## Begin STORED DATA

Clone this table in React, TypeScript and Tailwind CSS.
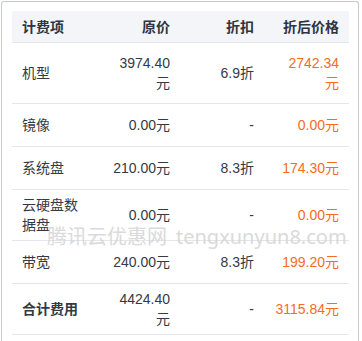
import React from "react";

type Row = {
  name: string[];
  price: string[];
  disc: string;
  final: string[];
  h: string;
  bold?: boolean;
};

const rows: Row[] = [
  { name: ["机型"], price: ["3974.40", "元"], disc: "6.9折", final: ["2742.34", "元"], h: "h-[61px]" },
  { name: ["镜像"], price: ["0.00元"], disc: "-", final: ["0.00元"], h: "h-[43px]" },
  { name: ["系统盘"], price: ["210.00元"], disc: "8.3折", final: ["174.30元"], h: "h-[43px]" },
  { name: ["云硬盘数", "据盘"], price: ["0.00元"], disc: "-", final: ["0.00元"], h: "h-[51px]" },
  { name: ["带宽"], price: ["240.00元"], disc: "8.3折", final: ["199.20元"], h: "h-[43px]" },
  { name: ["合计费用"], price: ["4424.40", "元"], disc: "-", final: ["3115.84元"], h: "h-[51px]", bold: true },
];

function Lines({ lines }: { lines: string[] }) {
  return (
    <div className="flex flex-col">
      {lines.map((l, i) => (
        <span key={i} className="whitespace-nowrap">
          {l}
        </span>
      ))}
    </div>
  );
}

export default function App() {
  return (
    <div
      className="w-[362px] h-[341px] bg-white overflow-hidden relative"
      style={{ fontFamily: '"Liberation Sans", "Noto Sans CJK SC", sans-serif' }}
    >
      <div className="ml-px mt-px w-[358px] h-[340px] border-l border-t border-r border-[#c6c9ce] rounded-t-[3px] pl-[10px] pt-[9px]">
        <div className="w-[337px] text-[14px] leading-[20px] text-[#333a44]">
          <div className="grid grid-cols-[88px_80px_84px_85px] h-[32px] bg-[#f3f5f8] border-b border-[#e3e6eb] font-bold text-[#2f3540]">
            <div className="flex items-center pl-[10px]">计费项</div>
            <div className="flex items-center justify-end pr-[10px]">原价</div>
            <div className="flex items-center justify-end pr-[10px]">折扣</div>
            <div className="flex items-center justify-end pr-[10px]">折后价格</div>
          </div>
          {rows.map((r, i) => (
            <div
              key={i}
              className={`grid grid-cols-[88px_80px_84px_85px] ${r.h} border-b border-[#e3e6eb]`}
            >
              <div className={`flex items-center pl-[10px] ${r.bold ? "font-bold" : ""}`}>
                <Lines lines={r.name} />
              </div>
              <div className="flex items-center justify-end pr-[10px] text-right">
                <Lines lines={r.price} />
              </div>
              <div className="flex items-center justify-end pr-[10px]">{r.disc}</div>
              <div className="flex items-center justify-end pr-[10px] text-right text-[#f76b1c]">
                <Lines lines={r.final} />
              </div>
            </div>
          ))}
        </div>
      </div>
      <div className="absolute left-[47px] top-[225px] flex items-baseline gap-[9px] text-[20px] leading-[24px] text-[#d2d2d2] opacity-80 whitespace-nowrap pointer-events-none">
        <span>腾讯云优惠网</span>
        <span style={{ fontFamily: '"Noto Sans", sans-serif' }}>tengxunyun8.com</span>
      </div>
    </div>
  );
}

## End STORED DATA

- WRITTEN EXERCISE -
Without the pictures, repeat the listing above exactly.

- ANSWER BELOW -
Clone this table in React, TypeScript and Tailwind CSS.
import React from "react";

type Row = {
  name: string[];
  price: string[];
  disc: string;
  final: string[];
  h: string;
  bold?: boolean;
};

const rows: Row[] = [
  { name: ["机型"], price: ["3974.40", "元"], disc: "6.9折", final: ["2742.34", "元"], h: "h-[61px]" },
  { name: ["镜像"], price: ["0.00元"], disc: "-", final: ["0.00元"], h: "h-[43px]" },
  { name: ["系统盘"], price: ["210.00元"], disc: "8.3折", final: ["174.30元"], h: "h-[43px]" },
  { name: ["云硬盘数", "据盘"], price: ["0.00元"], disc: "-", final: ["0.00元"], h: "h-[51px]" },
  { name: ["带宽"], price: ["240.00元"], disc: "8.3折", final: ["199.20元"], h: "h-[43px]" },
  { name: ["合计费用"], price: ["4424.40", "元"], disc: "-", final: ["3115.84元"], h: "h-[51px]", bold: true },
];

function Lines({ lines }: { lines: string[] }) {
  return (
    <div className="flex flex-col">
      {lines.map((l, i) => (
        <span key={i} className="whitespace-nowrap">
          {l}
        </span>
      ))}
    </div>
  );
}

export default function App() {
  return (
    <div
      className="w-[362px] h-[341px] bg-white overflow-hidden relative"
      style={{ fontFamily: '"Liberation Sans", "Noto Sans CJK SC", sans-serif' }}
    >
      <div className="ml-px mt-px w-[358px] h-[340px] border-l border-t border-r border-[#c6c9ce] rounded-t-[3px] pl-[10px] pt-[9px]">
        <div className="w-[337px] text-[14px] leading-[20px] text-[#333a44]">
          <div className="grid grid-cols-[88px_80px_84px_85px] h-[32px] bg-[#f3f5f8] border-b border-[#e3e6eb] font-bold text-[#2f3540]">
            <div className="flex items-center pl-[10px]">计费项</div>
            <div className="flex items-center justify-end pr-[10px]">原价</div>
            <div className="flex items-center justify-end pr-[10px]">折扣</div>
            <div className="flex items-center justify-end pr-[10px]">折后价格</div>
          </div>
          {rows.map((r, i) => (
            <div
              key={i}
              className={`grid grid-cols-[88px_80px_84px_85px] ${r.h} border-b border-[#e3e6eb]`}
            >
              <div className={`flex items-center pl-[10px] ${r.bold ? "font-bold" : ""}`}>
                <Lines lines={r.name} />
              </div>
              <div className="flex items-center justify-end pr-[10px] text-right">
                <Lines lines={r.price} />
              </div>
              <div className="flex items-center justify-end pr-[10px]">{r.disc}</div>
              <div className="flex items-center justify-end pr-[10px] text-right text-[#f76b1c]">
                <Lines lines={r.final} />
              </div>
            </div>
          ))}
        </div>
      </div>
      <div className="absolute left-[47px] top-[225px] flex items-baseline gap-[9px] text-[20px] leading-[24px] text-[#d2d2d2] opacity-80 whitespace-nowrap pointer-events-none">
        <span>腾讯云优惠网</span>
        <span style={{ fontFamily: '"Noto Sans", sans-serif' }}>tengxunyun8.com</span>
      </div>
    </div>
  );
}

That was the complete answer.